Duelo Silencioso (1949)

“1944. Guerra do Pacífico. Um jovem cirurgião, Fujisaki Kyoji (Toshiro Mifune) opera em situação precária um soldado ferido (Nadaka), que contraíra a sífilis, e fere seu dedo e se deixa contaminar. Sabendo-se necessário na frente de batalha, ele ali permanece, sem ter a possibilidade de se cuidar. Reformado e de retorno a vida civil, ele se cala perante os seus, escondendo sua doença, preferindo sofrer e lutar contra o vírus em silêncio. Decide terminar o noivado, que já perdurava 6 anos, e se dedica a cuidar dos miseráveis na clínica familiar ao lado de seu pai. Nem a noiva, nem seu pai, ninguém compreende sua escolha. É o início de uma batalha silenciosa dentro de seu ser…”

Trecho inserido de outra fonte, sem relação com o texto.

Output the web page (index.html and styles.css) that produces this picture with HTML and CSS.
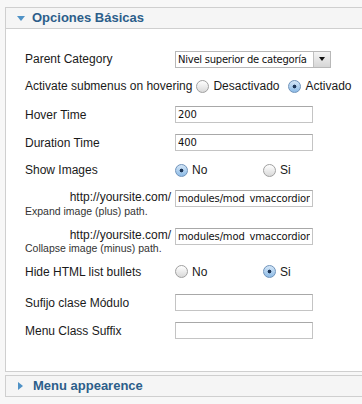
FILE: index.html
```html
<!DOCTYPE html>
<html>
<head>
  <meta charset="UTF-8">
  <title>Opciones Básicas</title>
  <link rel="stylesheet" href="styles.css">
</head>
<body>
  <div class="panel">
    <h3 class="panel-title"><span class="arrow-down"></span>Opciones Básicas</h3>
    <div class="panel-body">
      <div class="row r1">
        <label>Parent Category</label>
        <div class="select"><span class="select-text">Nivel superior de categoría</span><span class="select-btn"><span class="tri"></span></span></div>
      </div>
      <div class="row r2 wide">
        <label>Activate submenus on hovering</label>
        <span class="opt"><input type="radio" name="hover"> Desactivado</span>
        <span class="opt"><input type="radio" name="hover" checked> Activado</span>
      </div>
      <div class="row r3">
        <label>Hover Time</label>
        <input type="text" value="200">
      </div>
      <div class="row r4">
        <label>Duration Time</label>
        <input type="text" value="400">
      </div>
      <div class="row r5">
        <label>Show Images</label>
        <div class="radios">
          <span class="opt fixed"><input type="radio" name="images" checked> No</span>
          <span class="opt"><input type="radio" name="images"> Si</span>
        </div>
      </div>
      <div class="row r6 path">
        <label><span class="site">http://yoursite.com/</span><span class="hint">Expand image (plus) path.</span></label>
        <input type="text" value="modules/mod_vmaccordion/">
      </div>
      <div class="row r7 path">
        <label><span class="site">http://yoursite.com/</span><span class="hint tight">Collapse image (minus) path.</span></label>
        <input type="text" value="modules/mod_vmaccordion/">
      </div>
      <div class="row r8">
        <label>Hide HTML list bullets</label>
        <div class="radios">
          <span class="opt fixed"><input type="radio" name="bullets"> No</span>
          <span class="opt"><input type="radio" name="bullets" checked> Si</span>
        </div>
      </div>
      <div class="row r9">
        <label>Sufijo clase Módulo</label>
        <input type="text" value="">
      </div>
      <div class="row r10">
        <label>Menu Class Suffix</label>
        <input type="text" value="">
      </div>
    </div>
  </div>

  <div class="panel closed">
    <h3 class="panel-title"><span class="arrow-right"></span>Menu appearence</h3>
  </div>
</body>
</html>
```

FILE: styles.css
```css
body {
  margin: 0;
  padding: 7px 0 0 5px;
  background: #f7f7f7;
  font-family: "Liberation Sans", Arial, sans-serif;
  font-size: 12px;
  color: #1a1a1a;
  overflow: hidden;
}
.panel {
  border: 1px solid #cfcfcf;
  margin-right: -40px;
  background: #fff;
}
.panel.closed {
  margin-top: 3px;
}
.panel-title {
  margin: 0;
  height: 20px;
  line-height: 20px;
  background: #f5f5f5;
  color: #2c5e8a;
  font-size: 13px;
  font-weight: bold;
  padding-left: 11px;
  display: flex;
  align-items: center;
}
.panel-body {
  border-top: 1px solid #cfcfcf;
  padding: 17px 0 27px 19px;
}
.arrow-down {
  width: 0;
  height: 0;
  border-left: 4px solid transparent;
  border-right: 4px solid transparent;
  border-top: 5px solid #4f92c6;
  margin-right: 7px;
  margin-top: 1px;
}
.arrow-right {
  width: 0;
  height: 0;
  border-top: 4px solid transparent;
  border-bottom: 4px solid transparent;
  border-left: 5px solid #4f92c6;
  margin-right: 10px;
  margin-left: 1px;
}
.row {
  box-sizing: border-box;
  display: grid;
  grid-template-columns: 150px auto;
  align-items: center;
}
.row.wide {
  display: flex;
}
.r1 { height: 26px; }
.r2 { height: 28px; }
.r3 { height: 29px; }
.r4 { height: 27px; }
.r5 { height: 28px; }
.r6 { height: 34px; padding-top: 6px; }
.r7 { height: 37px; padding-top: 10px; }
.r8 { height: 33px; }
.r9 { height: 29px; }
.r10 { height: 27px; }
.path {
  align-items: start;
}
.path label {
  display: flex;
  flex-direction: column;
  align-items: stretch;
  padding-right: 4px;
}
.path .site {
  text-align: right;
  line-height: 14px;
}
.path .hint {
  font-size: 10.5px;
  line-height: 14px;
  color: #333;
}
.path .hint.tight {
  line-height: 12px;
}
input[type="text"] {
  box-sizing: border-box;
  width: 138px;
  height: 17px;
  margin: 0;
  padding: 0 2px;
  border: 1px solid #c4c4c4;
  border-top-color: #a8a8a8;
  font-family: "DejaVu Sans", Verdana, sans-serif;
  font-size: 10px;
  letter-spacing: -0.15px;
  color: #111;
  background: #fff;
}
.select {
  box-sizing: border-box;
  width: 156px;
  height: 17px;
  border: 1px solid #b8b8b8;
  display: flex;
  align-items: center;
  font-family: "DejaVu Sans", Verdana, sans-serif;
  font-size: 10px;
  letter-spacing: -0.25px;
  color: #111;
}
.select-text {
  flex: 1;
  padding-left: 2px;
  white-space: nowrap;
  overflow: hidden;
}
.select-btn {
  width: 16px;
  height: 15px;
  background: linear-gradient(#f4f4f4, #d6d6d6);
  border-left: 1px solid #c0c0c0;
  display: flex;
  align-items: center;
  justify-content: center;
}
.tri {
  border-left: 3px solid transparent;
  border-right: 3px solid transparent;
  border-top: 4px solid #111;
}
.radios {
  display: flex;
}
.opt {
  display: inline-flex;
  align-items: center;
  white-space: nowrap;
}
.wide label {
  margin-right: 4px;
}
.wide .opt {
  margin-right: 9px;
}
.opt.fixed {
  width: 88px;
}
input[type="radio"] {
  appearance: none;
  -webkit-appearance: none;
  box-sizing: border-box;
  width: 13px;
  height: 13px;
  margin: 0 4px 0 0;
  border-radius: 50%;
  border: 1px solid #a0a0a0;
  background: linear-gradient(#ffffff, #d9d9d9);
}
input[type="radio"]:checked {
  border-color: #6f93bb;
  background: radial-gradient(circle, #1d3557 0 1.6px, transparent 2.2px), linear-gradient(#d4e6f7, #8dbbe6);
}
```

Obra menor de Kurosawa. Menor? Kurosawa e menor parece ser dois vocábulos antagônicos entre si. Eis aqui a prova de tal afirmação. Lançado em 1949, o filme toca no conflito perdido, mas traz a tona um outro maior. A batalha individual de cada ser, para não deixar que a Guerra predomine sobre a criatura. Uma batalha silenciosa guardada dentro do imo de cada um. Se temos aqui um doutor que no cumprimento de sua missão, contrai uma doença quase incurável, temos outras doenças maiores a contaminar todo o resto. Uma ex-dançarina grávida e solteira que desejava somente se livrar do feto que carregava e que vê seu pedido negado pelo médico. Médico esse que desde as trincheiras, sempre lutara pela vida, mesmo que tal custasse a sua própria. Essa mulher então passa então a odiar e a alcunhar o doutor de hipócrita. Ela tem motivos para isso, pois o doutor guarda para si o terrível segredo. Não conta nem para seu pai, tampouco para a noiva que o aguarda. Noiva essa que o ama, mas que ele não quer que faça o sacrifício de aguardar o fim do tratamento (que pode chegar a 10 anos, sem a certeza da cura). Um filme de renúncia e sacrifício, magistralmente conduzido por Kurosawa.  Total domínio da mise en scène. Uso da elipse, de travellings, de enquadramentos soberbos, etc. Interpretações comedidas atingindo o sublime: Mifune arrasa como o médico açoitado pelo destino que permanece “Humano” e exemplar, num duelo permanente entre sua consciência e o desejo que o avassala.  E seu exemplo transcende seu ser e toca uma até então empedernida e desleixada mulher, fazendo despertar suas potencialidades. O personagem de Minegischi (magistralmente vivido por Noriko Senguko) é tão cheio de nuances e profundo que nos cala fundo. É a mudança de postura dela frente a existência, aliado a luta incessante do personagem principal que faz com que ao final da projeção a esperança subsista. Filme que antecipa em pelo menos um ano a confecção de sua primeira obra-prima. Cria ser Rashomon. Será que ao garimpar suas obras anteriores, terei de me retratar novamente? Espero que sim.